Scenes from a Christian Bookstore
This past weekend, my partner and I went up to Grand Forks, North Dakota for Thanksgiving with his side of the family. Daniel wanted to stop at the local Christian Bookstore to get a birthday card for his brother and a nephew. These days, I rarely go into the kind of Christian bookstore that I went into when I was young. But when I do, I like to look around and maybe reconnect with my more evangelical past. In the late 80s, I used to work at one of the Family Bookstores located in Flint. It was kind of cool back then since I got discounts on all the Christian music I used to listen to.
But back to Grand Forks. I wandered around the books and read some of the latest titles. Some stuff I wouldn’t agree with these days, but some were by people I knew. As I wandered through the isles, there was a part of me that wanted to snicker, to look at these books and the theology of those who walked the isles as somehow inferior to my present faith journey.
Look back at that, I tend to feel ashamed of myself for thinking that way. Because allowing that sense of smugness about current evangelical culture in America wasn’t very Christian of me.
The fact of the matter is, I’m not the only one who tends to have a sense of superiority when it comes to evangelicals. It’s something that is found throughout progressive Christian circles. The sad thing is that unlike me, most folks don’t feel bad about ripping apart that culture.
A friend shared with me a blog post written by a soon-to-be pastor here in Minneapolis about his recent visit to a Christian bookstore after a ten year abscence. The funny thing is that before I even read one word of his post, I pretty much knew what his impressions were going to be. Paragraph by paragraph he looks at the books and t-shirts and knocks down evangelical culture as being xenophobic and unthinking. A little taste:
It’s designed to keep people afraid. Because when people are afraid they don’t ask questions. One portion of one of the books was all about how converting people to become Christians wasn’t about saving them from Hell, it was about saving them FROM GOD. Because God was vengeful and wrathful and could destroy them. And God wants to destroy anyone who isn’t a Christian. (I’m not even exaggerating.)
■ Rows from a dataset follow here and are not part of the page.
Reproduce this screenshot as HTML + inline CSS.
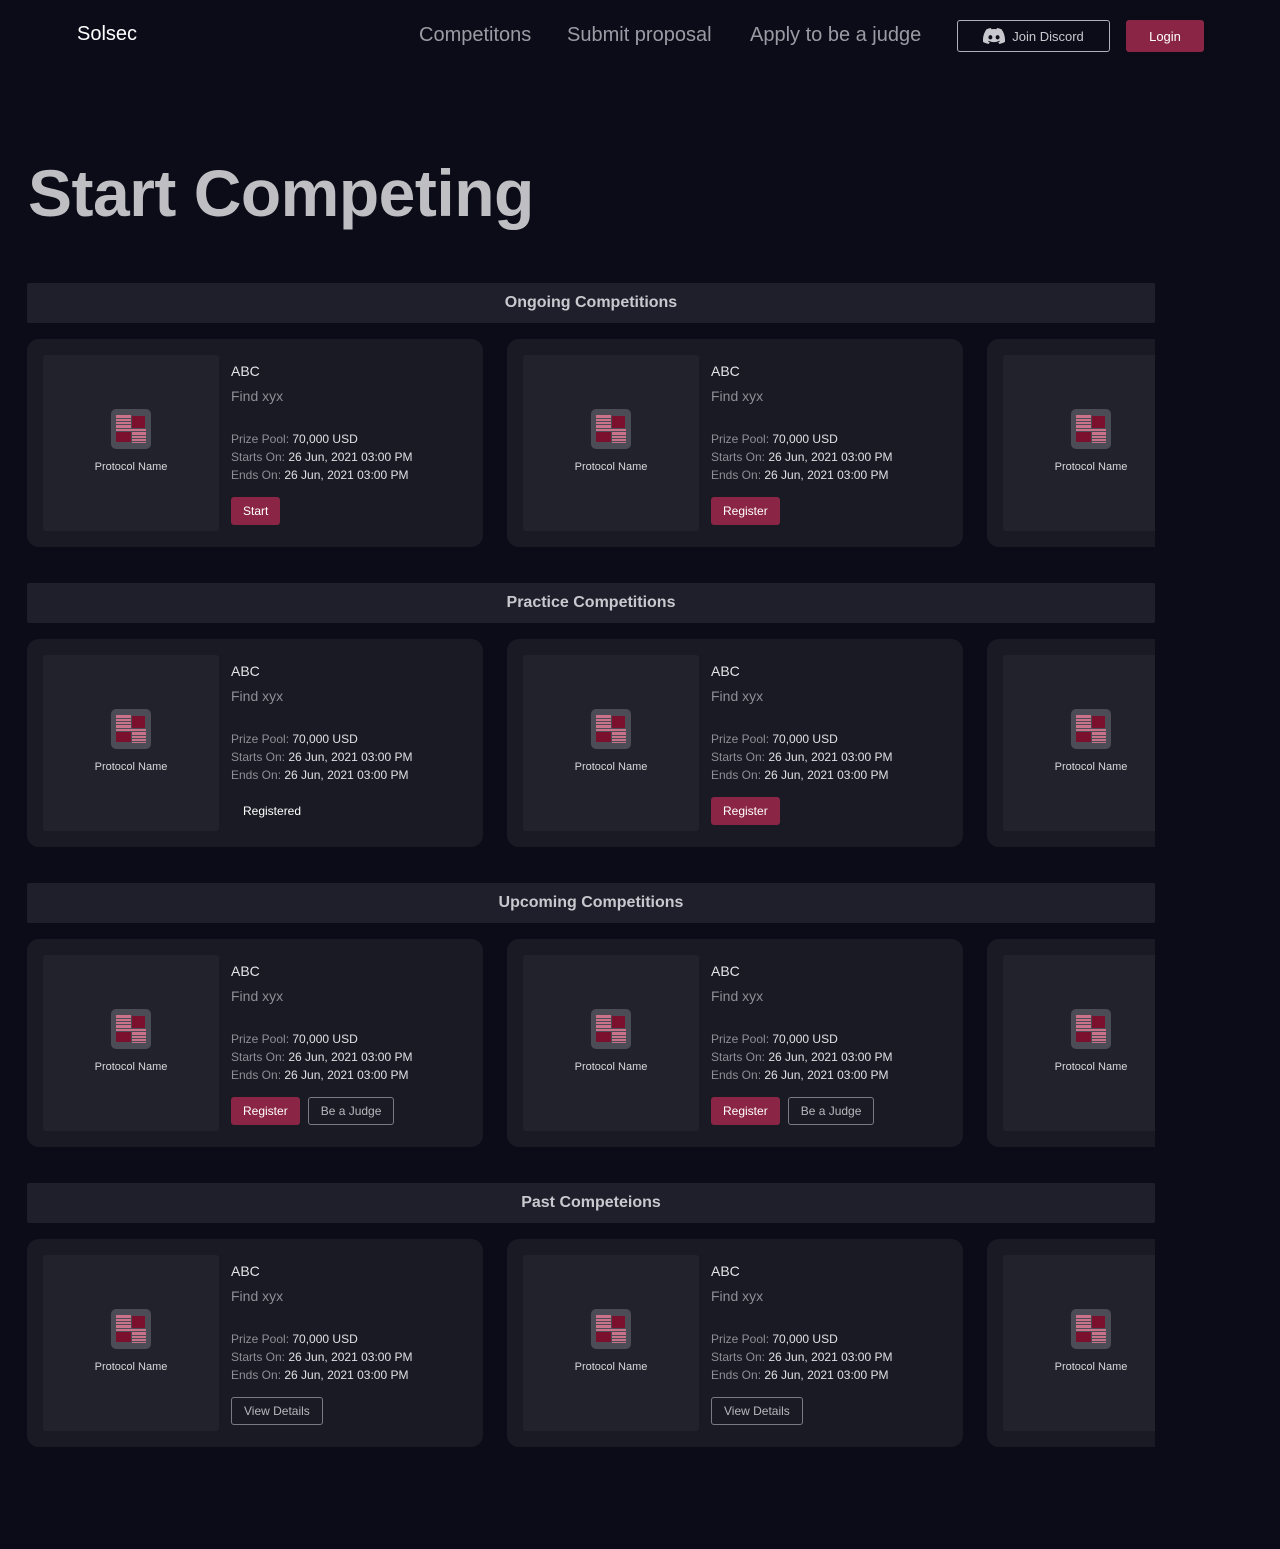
<!DOCTYPE html>
<html><head><meta charset="utf-8"><style>
*{box-sizing:border-box;margin:0;padding:0}
body{width:1280px;height:1549px;background:#0c0c18;font-family:"Liberation Sans",sans-serif;color:#ddd;position:relative;overflow:hidden}
.logo{position:absolute;left:77px;top:23px;font-size:20px;color:#fff}
.nav{position:absolute;top:24px;font-size:20px;color:#9b9ba3}
.btn-d{position:absolute;left:957px;top:20px;width:153px;height:32px;border:1px solid #b0b0b8;border-radius:3px;color:#c8c8ce;font-size:13px;display:flex;align-items:center;justify-content:center;gap:7px}
.btn-l{position:absolute;left:1126px;top:20px;width:78px;height:32px;background:#8a2546;border-radius:3px;color:#fff;font-size:13px;display:flex;align-items:center;justify-content:center}
h1{position:absolute;left:28px;top:155px;font-size:66px;font-weight:bold;color:#bfbfc3;letter-spacing:-0.5px}
.sec{position:absolute;left:27px;width:1128px;overflow:hidden}
.bar{height:40px;background:#1f1f2b;border-radius:2px;text-align:center;line-height:40px;font-size:16px;font-weight:bold;color:#c8c8ce}
.row{display:flex;gap:24px;margin-top:16px;width:1500px}
.card{width:456px;height:208px;background:#1a1a24;border-radius:12px;padding:16px;display:flex;flex-shrink:0}
.box{width:176px;height:176px;background:#22222c;border-radius:3px;display:flex;flex-direction:column;align-items:center;justify-content:center;flex-shrink:0;padding-bottom:4px}
.ic{width:40px;height:40px;background:#4c4c56;border-radius:5px;position:relative}
.pn{font-size:11px;color:#d8d8dc;margin-top:12px}
.tx{margin-left:12px;padding-top:8px}
.t1{font-size:14px;color:#e4e4e8;height:25px}
.t2{font-size:14px;color:#8e8e96;height:42px}
.l{font-size:12px;color:#e0e0e4;line-height:18px}
.l span{color:#8e8e96}
.bt{display:inline-flex;align-items:center;justify-content:center;height:28px;padding:0 12px;font-size:12px;border-radius:3px;margin-top:13px;margin-right:8px}
.m{background:#8a2546;color:#fff}
.o{border:1px solid #7a7a82;color:#b8b8be}
.p{color:#fff}
</style></head><body>
<div class="logo">Solsec</div>
<div class="nav" style="left:419px">Competitons</div>
<div class="nav" style="left:567px">Submit proposal</div>
<div class="nav" style="left:750px">Apply to be a judge</div>
<div class="btn-d"><svg width="22" height="16" viewBox="0 0 22 16"><path fill="#c8c8ce" d="M18.6 1.4A18 18 0 0 0 14 0l-.6 1.2a17 17 0 0 0-5 0L7.9 0A18 18 0 0 0 3.4 1.4C.5 5.7-.3 9.900.1 14a18 18 0 0 0 5.5 2l1.2-1.9a12 12 0 0 1-1.9-.9l.5-.4a13 13 0 0 0 11.2 0l.5.4a12 12 0 0 1-1.9.9l1.2 1.9a18 18 0 0 0 5.5-2c.5-4.8-.8-9-3.3-12.6zM7.4 11.5c-1.1 0-2-1-2-2.2s.9-2.2 2-2.2 2 1 2 2.2-.9 2.2-2 2.2zm7.2 0c-1.1 0-2-1-2-2.2s.9-2.2 2-2.2 2 1 2 2.2-.9 2.2-2 2.2z"/></svg>Join Discord</div>
<div class="btn-l">Login</div>
<h1>Start Competing</h1>

<svg width="0" height="0" style="position:absolute"><defs><symbol id="ic" viewBox="0 0 30 30"><rect x="0" y="1" width="15" height="13" fill="#c9728a"/><g fill="#4c4c56"><rect x="0" y="4" width="15" height="1"/><rect x="0" y="7" width="15" height="1"/><rect x="0" y="10" width="15" height="1"/></g><rect x="16" y="2" width="13" height="12" fill="#7a0f2e"/><rect x="0" y="15" width="30" height="2" fill="#c9728a"/><rect x="0" y="18" width="15" height="10" fill="#7a0f2e"/><rect x="16" y="18" width="14" height="11" fill="#c9728a"/><g fill="#4c4c56"><rect x="16" y="21" width="14" height="1"/><rect x="16" y="24" width="14" height="1"/><rect x="16" y="27" width="14" height="1"/></g></symbol></defs></svg>

<div class="sec" style="top:283px"><div class="bar">Ongoing Competitions</div><div class="row">
<div class="card"><div class="box"><div class="ic"><svg style="position:absolute;left:5px;top:5px" width="30" height="30"><use href="#ic"/></svg></div><div class="pn">Protocol Name</div></div><div class="tx"><div class="t1">ABC</div><div class="t2">Find xyx</div><div class="l"><span>Prize Pool:</span> 70,000 USD</div><div class="l"><span>Starts On:</span> 26 Jun, 2021 03:00 PM</div><div class="l"><span>Ends On:</span> 26 Jun, 2021 03:00 PM</div><div class="bt m">Start</div></div></div>
<div class="card"><div class="box"><div class="ic"><svg style="position:absolute;left:5px;top:5px" width="30" height="30"><use href="#ic"/></svg></div><div class="pn">Protocol Name</div></div><div class="tx"><div class="t1">ABC</div><div class="t2">Find xyx</div><div class="l"><span>Prize Pool:</span> 70,000 USD</div><div class="l"><span>Starts On:</span> 26 Jun, 2021 03:00 PM</div><div class="l"><span>Ends On:</span> 26 Jun, 2021 03:00 PM</div><div class="bt m">Register</div></div></div>
<div class="card"><div class="box"><div class="ic"><svg style="position:absolute;left:5px;top:5px" width="30" height="30"><use href="#ic"/></svg></div><div class="pn">Protocol Name</div></div></div>
</div></div>

<div class="sec" style="top:583px"><div class="bar">Practice Competitions</div><div class="row">
<div class="card"><div class="box"><div class="ic"><svg style="position:absolute;left:5px;top:5px" width="30" height="30"><use href="#ic"/></svg></div><div class="pn">Protocol Name</div></div><div class="tx"><div class="t1">ABC</div><div class="t2">Find xyx</div><div class="l"><span>Prize Pool:</span> 70,000 USD</div><div class="l"><span>Starts On:</span> 26 Jun, 2021 03:00 PM</div><div class="l"><span>Ends On:</span> 26 Jun, 2021 03:00 PM</div><div class="bt p">Registered</div></div></div>
<div class="card"><div class="box"><div class="ic"><svg style="position:absolute;left:5px;top:5px" width="30" height="30"><use href="#ic"/></svg></div><div class="pn">Protocol Name</div></div><div class="tx"><div class="t1">ABC</div><div class="t2">Find xyx</div><div class="l"><span>Prize Pool:</span> 70,000 USD</div><div class="l"><span>Starts On:</span> 26 Jun, 2021 03:00 PM</div><div class="l"><span>Ends On:</span> 26 Jun, 2021 03:00 PM</div><div class="bt m">Register</div></div></div>
<div class="card"><div class="box"><div class="ic"><svg style="position:absolute;left:5px;top:5px" width="30" height="30"><use href="#ic"/></svg></div><div class="pn">Protocol Name</div></div></div>
</div></div>

<div class="sec" style="top:883px"><div class="bar">Upcoming Competitions</div><div class="row">
<div class="card"><div class="box"><div class="ic"><svg style="position:absolute;left:5px;top:5px" width="30" height="30"><use href="#ic"/></svg></div><div class="pn">Protocol Name</div></div><div class="tx"><div class="t1">ABC</div><div class="t2">Find xyx</div><div class="l"><span>Prize Pool:</span> 70,000 USD</div><div class="l"><span>Starts On:</span> 26 Jun, 2021 03:00 PM</div><div class="l"><span>Ends On:</span> 26 Jun, 2021 03:00 PM</div><div class="bt m">Register</div><div class="bt o">Be a Judge</div></div></div>
<div class="card"><div class="box"><div class="ic"><svg style="position:absolute;left:5px;top:5px" width="30" height="30"><use href="#ic"/></svg></div><div class="pn">Protocol Name</div></div><div class="tx"><div class="t1">ABC</div><div class="t2">Find xyx</div><div class="l"><span>Prize Pool:</span> 70,000 USD</div><div class="l"><span>Starts On:</span> 26 Jun, 2021 03:00 PM</div><div class="l"><span>Ends On:</span> 26 Jun, 2021 03:00 PM</div><div class="bt m">Register</div><div class="bt o">Be a Judge</div></div></div>
<div class="card"><div class="box"><div class="ic"><svg style="position:absolute;left:5px;top:5px" width="30" height="30"><use href="#ic"/></svg></div><div class="pn">Protocol Name</div></div></div>
</div></div>

<div class="sec" style="top:1183px"><div class="bar">Past Competeions</div><div class="row">
<div class="card"><div class="box"><div class="ic"><svg style="position:absolute;left:5px;top:5px" width="30" height="30"><use href="#ic"/></svg></div><div class="pn">Protocol Name</div></div><div class="tx"><div class="t1">ABC</div><div class="t2">Find xyx</div><div class="l"><span>Prize Pool:</span> 70,000 USD</div><div class="l"><span>Starts On:</span> 26 Jun, 2021 03:00 PM</div><div class="l"><span>Ends On:</span> 26 Jun, 2021 03:00 PM</div><div class="bt o">View Details</div></div></div>
<div class="card"><div class="box"><div class="ic"><svg style="position:absolute;left:5px;top:5px" width="30" height="30"><use href="#ic"/></svg></div><div class="pn">Protocol Name</div></div><div class="tx"><div class="t1">ABC</div><div class="t2">Find xyx</div><div class="l"><span>Prize Pool:</span> 70,000 USD</div><div class="l"><span>Starts On:</span> 26 Jun, 2021 03:00 PM</div><div class="l"><span>Ends On:</span> 26 Jun, 2021 03:00 PM</div><div class="bt o">View Details</div></div></div>
<div class="card"><div class="box"><div class="ic"><svg style="position:absolute;left:5px;top:5px" width="30" height="30"><use href="#ic"/></svg></div><div class="pn">Protocol Name</div></div></div>
</div></div>
</body></html>
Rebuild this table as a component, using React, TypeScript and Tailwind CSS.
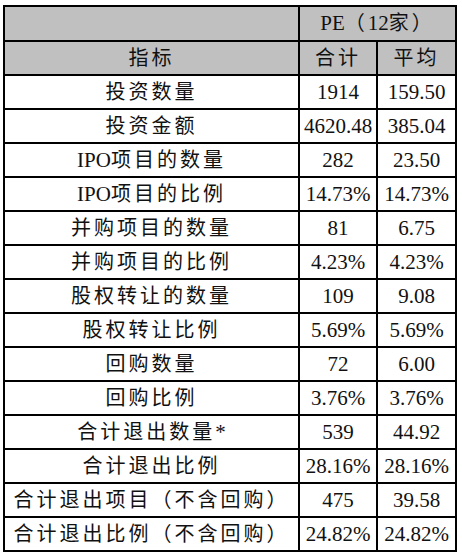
const rows: [string, string, string][] = [
  ["投资数量", "1914", "159.50"],
  ["投资金额", "4620.48", "385.04"],
  ["IPO项目的数量", "282", "23.50"],
  ["IPO项目的比例", "14.73%", "14.73%"],
  ["并购项目的数量", "81", "6.75"],
  ["并购项目的比例", "4.23%", "4.23%"],
  ["股权转让的数量", "109", "9.08"],
  ["股权转让比例", "5.69%", "5.69%"],
  ["回购数量", "72", "6.00"],
  ["回购比例", "3.76%", "3.76%"],
  ["合计退出数量*", "539", "44.92"],
  ["合计退出比例", "28.16%", "28.16%"],
  ["合计退出项目（不含回购）", "475", "39.58"],
  ["合计退出比例（不含回购）", "24.82%", "24.82%"],
];

// latin runs stay tight, CJK runs get a bit of tracking like the source font
function Label({ text }: { text: string }) {
  const parts = text.split(/([\x00-\x7F]+)/).filter(Boolean);
  return (
    <>
      {parts.map((p, i) =>
        /^[\x00-\x7F]+$/.test(p) ? (
          <span key={i}>{p}</span>
        ) : (
          <span key={i} className="tracking-[3px] text-[20px]">
            {p}
          </span>
        )
      )}
    </>
  );
}

const cell = "border-2 border-black p-0 text-center align-middle whitespace-nowrap";

export default function App() {
  return (
    <div className="min-h-[558px] w-[462px] bg-white pl-[3px] pt-[5px] font-['Liberation_Serif','Noto_Sans_CJK_SC',serif] text-[21px] leading-none text-[#111]">
      <table className="w-[454px] table-fixed border-collapse">
        <colgroup>
          <col className="w-[295px]" />
          <col className="w-[78px]" />
          <col className="w-[79px]" />
        </colgroup>
        <tbody>
          <tr className="h-[35px] bg-[#c0c0c0]">
            <td className={cell} />
            <td className={cell} colSpan={2}>
              <Label text="PE（12家）" />
            </td>
          </tr>
          <tr className="h-[34px] bg-[#c0c0c0]">
            <td className={cell}>
              <Label text="指标" />
            </td>
            <td className={cell}>
              <Label text="合计" />
            </td>
            <td className={cell}>
              <Label text="平均" />
            </td>
          </tr>
          {rows.map(([name, total, avg]) => (
            <tr key={name} className="h-[34px]">
              <td className={cell}>
                <Label text={name} />
              </td>
              <td className={cell}>{total}</td>
              <td className={cell}>{avg}</td>
            </tr>
          ))}
        </tbody>
      </table>
    </div>
  );
}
I remember well that fear. In fact my entire life was fear. Fear that I wasn’t really saved, that I wasn’t a good enough Christian, fear that God would send me to Hell. That I wasn’t chosen, that God didn’t love me, that my queerness would keep me out of heaven. That I wasn’t doing enough to convert my friends, that if they died their blood would be on my hands, and it went on and on and on. And that fear is powerful. It keeps you from asking questions or stepping out of line. It keeps you dependent on the people who are acting as gatekeepers because if you step out of line those gatekeepers will tell you that you’re not really saved. The thing about fear is that it keeps you obedient, but it doesn’t lead to an abundant life. I wasn’t filled with the spirit, I was filled with fear.
I’m bothered by this post. I think it’s a good thing to critique some aspects of evangelical culture, but I don’t feel that he really engaged the culture as a whole. In fact, I don’t think he learned anything as his title suggests because it seems that he went in with a view and found things to affirm his viewpoint. Learning suggests that you are going to have a deeper knowledge of things, not to sum up what you already believe.
The thing is, most mainline/progressive Christians tend to have this view of our evangelical sisters and brothers. We already have our minds made up about these folk and so we look for that which already confirms our biases. What we fail to do is to take in a wider view, because if we did that, if we read more evangelical thinkers and so on, we might have a more complex view than the strawman we so like to set up and knock down.
Recently, I took to listening to some of the Contemporary Christian Music from the 1980s. This was part of the soundtrack of my adolescence and early adulthood. As I heard the songs again, I realized how great some of the songs were. They weren’t all just “Jesus is my boyfriend” but really talking about faith and the struggles we face everyday. I might not always agree with the theology, but I did appreciate the honesty and sincerity that I sometimes find lacking in my new home.
There is a lot that’s wrong with evangelical culture. But the culture that raised me as a young Christian also had a lot of good in it, good things that made me who I am now. I can be critical, yes and I should be. But even the most imperfect thing can be used for good, can be used for God’s glory.
Surely my past, as problematic as it was should get more than just a passing sneer.